In considering the relation between the price of provisions and of labour, Mr. Philips observed that it was necessary to distinguish the countries and the trades from which examples were taken. In a new country where the value of land is extremely low, and agriculture rapidly progressive, in a new and thriving manufacture, the price of labour may be so high in proportion to that of the necessaries of life as to be little affected by their fluctuations.... But this state of things cannot exist in old manufactures, such as those generally established in this country, where competition has reduced profits, and that reduction of profit has brought the wages of the labourer to a level with his subsistence in tolerable comfort. In such manufactures if you raise the price of provisions without proportionately raising that of labour, to what privations and evils must you necessarily expose the labourer! He was ready to admit with the noble lord[395] that, ceteris paribus, the immediate effect of a high advance of provisions might probably be a reduction of the price of labour; because labourers being desirous of obtaining the same comforts that they had been used to, might be stimulated to more diligence. They might work sixteen hours a day instead of ten, and thus the competition for employment being increased among the same number of workmen, without any increase of demand, the price of labour might fall. But will any person contend that this state of affairs can long continue? The labourer must go to the parish, or turn to some more profitable employment, if by chance any can be found, or he must emigrate, or work himself out by overstrained exertion. The proportion being then altered between the demand for labour and the supply, its price will rise. This effect sooner or later must happen, but till it has actually taken place how dreadful must be the situation of the labourer!


Having thus shown both by reasoning and by reference to facts, that the price of provisions must ultimately and on the average regulate that of labour, he proceeded to show the effect that an advance of provisions must have on our manufacturing interests. And here Mr. Philips said that he wished on such topics, to reduce his reasoning as much as possible to numerical calculation. He would suppose, for the sake of argument, without at all entering into the enquiry, that three-fifths, or 60 per cent. of the labourer's wages were spent in provisions, and that provisions were 80 per cent. dearer here than they were in France, or any manufacturing country on the continent. By multiplying 60 by 80, and dividing by 100, the committee would see that the excess of the price of labour here above that of France would, from these datas, and according to his reasoning, be 48 per cent. He wished the committee to consider what must be the effect of such an excessive price of labour employed in our manufactures, when compared with the low price of labour employed in the manufactures of France, and what an advantage it must give to the French manufacturers in their attempts to rival us on the continent.

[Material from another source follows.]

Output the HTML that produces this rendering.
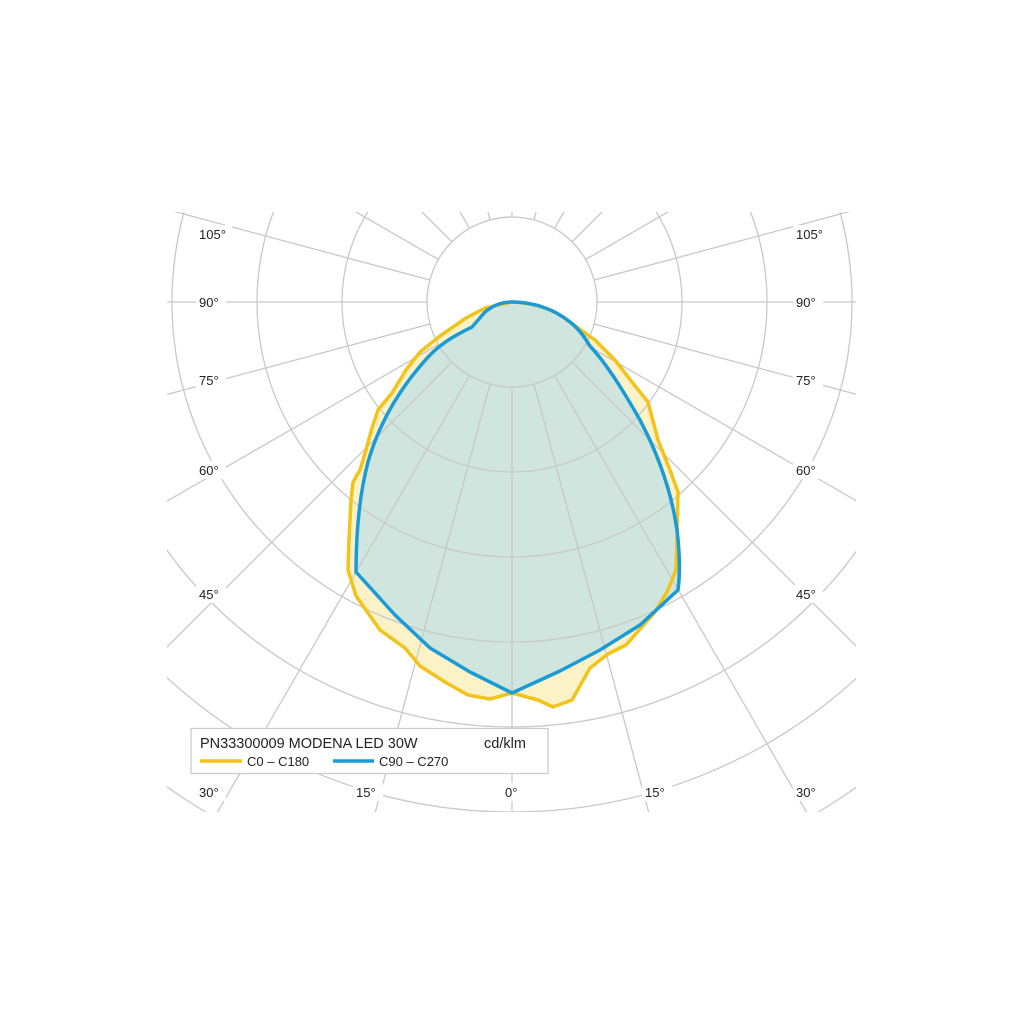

[After quoting Malthus] he observed that there were two ways of equalising subsistence and population, one by increasing food, the other by limiting population, and warned the committee against being led into measures whose tendency might be to produce that effect in the latter way. Why (said Mr. Philips) should a commercial and manufacturing country like this have such a jealousy and dread of the importation of corn? An importation of corn cannot take place without a corresponding export of commodities on which British industry has been employed. The export will increase your wealth, that wealth will increase your population, and that increased population will produce an increased demand for your agricultural produce.... Mr. Philips observed that no country in the world was so interested as this in establishing the principle of free trade, because no other country could profit equally by the general recognition of that principle. Foreign nations, mistaking, like the advocates of the regulation before the committee, the circumstances which have operated against our wealth for the causes of it, are now following our example. They are prohibiting or imposing restraints on the import of our fabrics, in order to encourage their own manufactures, from which they will receive inferior fabrics at a higher price. Let us convince them, by an example, of their mistake. Let us convince them that by leaving industry and enterprise unfettered, and by allowing capital to take its natural and voluntary direction, we are persuaded that the true interests of this country and of every other will be most effectually promoted.